Exclude images, then output the remaining data verbatim.

* START *

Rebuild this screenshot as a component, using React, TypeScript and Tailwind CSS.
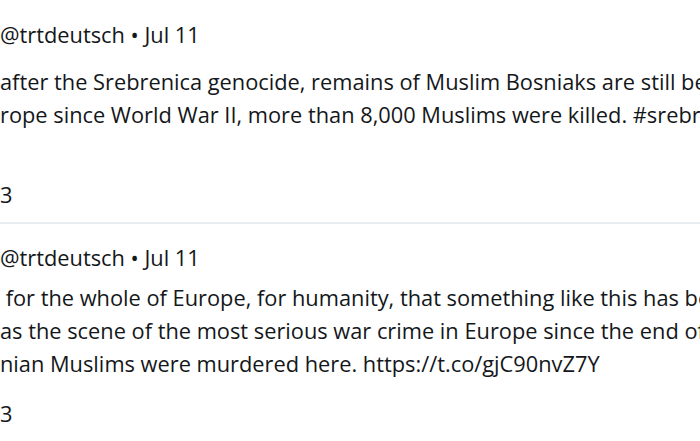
const tweets = [
  {
    lines: [
      "after the Srebrenica genocide, remains of Muslim Bosniaks are still being found. In the worst massacre in",
      "rope since World War II, more than 8,000 Muslims were killed. #srebrenica",
      "",
    ],
    count: "3",
    wrap: "pt-[18px] pb-[11px] border-b-2 border-[#e6ecf0]",
    body: "mt-[14px]",
    foot: "mt-[14px]",
  },
  {
    lines: [
      " for the whole of Europe, for humanity, that something like this has been possible",
      "as the scene of the most serious war crime in Europe since the end of the Second World War",
      "nian Muslims were murdered here. https://t.co/gjC90nvZ7Y",
    ],
    count: "3",
    wrap: "pt-[17px]",
    body: "mt-[7px]",
    foot: "mt-[17px]",
  },
];

const Tweet = ({
  lines,
  count,
  wrap,
  body,
  foot,
}: {
  lines: string[];
  count: string;
  wrap: string;
  body: string;
  foot: string;
}) => (
  <div className={wrap}>
    <div className="h-[33px] leading-[33px] whitespace-nowrap">
      @trtdeutsch • Jul 11
    </div>
    <div className={body}>
      {lines.map((line, i) => (
        <div
          key={i}
          className="h-[33px] leading-[33px] whitespace-pre overflow-hidden"
        >
          {line}
        </div>
      ))}
    </div>
    <div className={`${foot} h-[33px] leading-[33px]`}>{count}</div>
  </div>
);

export default function App() {
  return (
    <div className="h-[441px] w-[700px] overflow-hidden bg-white font-['Open_Sans',sans-serif] text-[21.8px] text-[#14171a]">
      {tweets.map((t, i) => (
        <Tweet key={i} {...t} />
      ))}
    </div>
  );
}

* END *

** PROBLEM SOLUTION **
Rebuild this screenshot as a component, using React, TypeScript and Tailwind CSS.
const tweets = [
  {
    lines: [
      "after the Srebrenica genocide, remains of Muslim Bosniaks are still being found. In the worst massacre in",
      "rope since World War II, more than 8,000 Muslims were killed. #srebrenica",
      "",
    ],
    count: "3",
    wrap: "pt-[18px] pb-[11px] border-b-2 border-[#e6ecf0]",
    body: "mt-[14px]",
    foot: "mt-[14px]",
  },
  {
    lines: [
      " for the whole of Europe, for humanity, that something like this has been possible",
      "as the scene of the most serious war crime in Europe since the end of the Second World War",
      "nian Muslims were murdered here. https://t.co/gjC90nvZ7Y",
    ],
    count: "3",
    wrap: "pt-[17px]",
    body: "mt-[7px]",
    foot: "mt-[17px]",
  },
];

const Tweet = ({
  lines,
  count,
  wrap,
  body,
  foot,
}: {
  lines: string[];
  count: string;
  wrap: string;
  body: string;
  foot: string;
}) => (
  <div className={wrap}>
    <div className="h-[33px] leading-[33px] whitespace-nowrap">
      @trtdeutsch • Jul 11
    </div>
    <div className={body}>
      {lines.map((line, i) => (
        <div
          key={i}
          className="h-[33px] leading-[33px] whitespace-pre overflow-hidden"
        >
          {line}
        </div>
      ))}
    </div>
    <div className={`${foot} h-[33px] leading-[33px]`}>{count}</div>
  </div>
);

export default function App() {
  return (
    <div className="h-[441px] w-[700px] overflow-hidden bg-white font-['Open_Sans',sans-serif] text-[21.8px] text-[#14171a]">
      {tweets.map((t, i) => (
        <Tweet key={i} {...t} />
      ))}
    </div>
  );
}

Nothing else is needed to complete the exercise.